We’re taught that if you work hard, your moment will come. Most of us are forced to eventually settle and reckon with reality, but exceptions to the rule are what helps keep the dream alive. The incredibly popular Twitch streamer Ninja, who’s been riding Fortnite into streaming stardom, recently said he’s earning $500,000 per month from streaming and partnerships. Another streamer thought it was his moment, too. As it turned out, it wasn’t.

“It failed miserably,” said Ian Xplosion, who asked to keep his real name private.

Called out for a shitpost on reddit, Ian Xplosion decided to make good on a ridiculous challenge: level from one to 60 in World of Warcraft killing low-level boars. For the next two months, nearly 2,000 watched Ian Xplosion cut down boars. People were liking, watching, and notably, subscribing. Having recently quit his job prior to the Internet turning its gaze upon him, Ian Xplosion went full-time streaming—as he put it in January, “living my shot.”

Prior to streaming, Ian Xplosion’s life was “in shambles.” Strain at work bled over into his relationship, leading to what he described as a “mental break.” He quit his job, his relationship ended in a shouting match, and after spending several days in his apartment alone, he went on a road trip. It was during those long hours in the car that he decided to pursue one of his dreams: streaming games for a living. That his reddit shitpost soon blew up only served to underscore the notion that, perhaps, destiny had come knocking for him.

When I last spoke with Ian Xplosion, Twitch had only just turned on his ability to monetize his streams. It wasn’t clear how he’d pay his bills. But the challenge was just starting, and there seemed to be time to work out the details. It was time to make the most of his opportunity.

I tried to keep in touch with Ian Xplosion after writing about him in January, but communication was erratic. We’d exchange a few messages, trying to figure out a time to talk, but he’d disappear for days, weeks. I got the sense things weren’t going well for him.

They weren’t.

At his stream’s heights, as people (like me) were writing articles and he was blowing up in the World of Warcraft community, things were good. That’s where the thousands of viewers came from. During most of the challenge, his stream was in the top 10 most viewed World of Warcraft streams on Twitch, which meant a regular influx of new potential fans swarming in.

But as the challenge neared the end, the joke got less funny, and people turned their attention elsewhere. The number of viewers dropped to somewhere between 120 and 150. It was a moment where Ian Xplosion’s core group of fans, the 120 to 150 who kept showing up, were wondering “Okay, what’s next?” Ian Xplosion had been trying to do his research, figuring out what allowed other streamers to maintain an audience. It became an obsession.
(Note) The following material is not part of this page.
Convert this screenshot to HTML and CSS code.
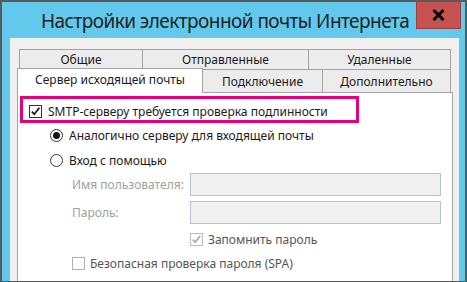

“I was terrified I was going to wake up one day and it'd all be gone,” he said, “and it wouldn't have had anything to do with me specifically, just some random step nobody told me about.”

It was at this moment that real-life interjected. Ian Xplosion’s finances weren’t great when he decided to make the plunge into streaming, a misstep that came back to haunt him quickly.

“I was terrified I was going to wake up one day and it'd all be gone."

“I should have had a few months expenses saved up,” he said, “but I wasn't in a good place mentally so I was in kind of a poor place financially. I think the money I did have coming in would have been enough to live on, but the jump from my ‘managers salary’ to what I would be making as a livestreamer was shocking, and I didn't nail the landing.”

When he wrote a check to his landlord for the rent, it bounced, and he was evicted. He was forced to put the streaming on hiatus because there was nowhere to stream from.

This was an enormous setback; momentum is key to success on these platforms. The moment you decide to take a break, people will start looking elsewhere. Ninja, for example, streams for, at minimum, 12 hours per day, and often until long after midnight. It’s endless.

Ian Xplosion was not going to be a full-time streamer. He didn’t even have a home.

![image](upload://5v8rZb088Kh7pamusdRaOMUON2.png)

It’s especially crushing to seemingly achieve your dream, only to watch it crumble in front of you. Ian Xplosion had been thinking about streaming as a job for years. For nearly a decade, he’d been streaming, and several classes in college—focused on audio and video production—were meant to provide him with tools. The difference, however, was that Ian Xplosion had spent most of that decade streaming to less than five people. Sometimes one.

Life never seemed to provide the “right” opportunity for him to focus on his desired craft. He either didn’t have enough money, free time, or some combination of the two to make it work.

And then, this happened. This was the stars aligning for Ian Xplosion. He used to scroll through the Twitch subreddit, a place where thousands of people are talking about the hours of work they’re putting into their channels, many of them excited when a single person decides to start watching. One person is a brick to somewhere bigger, they told themselves.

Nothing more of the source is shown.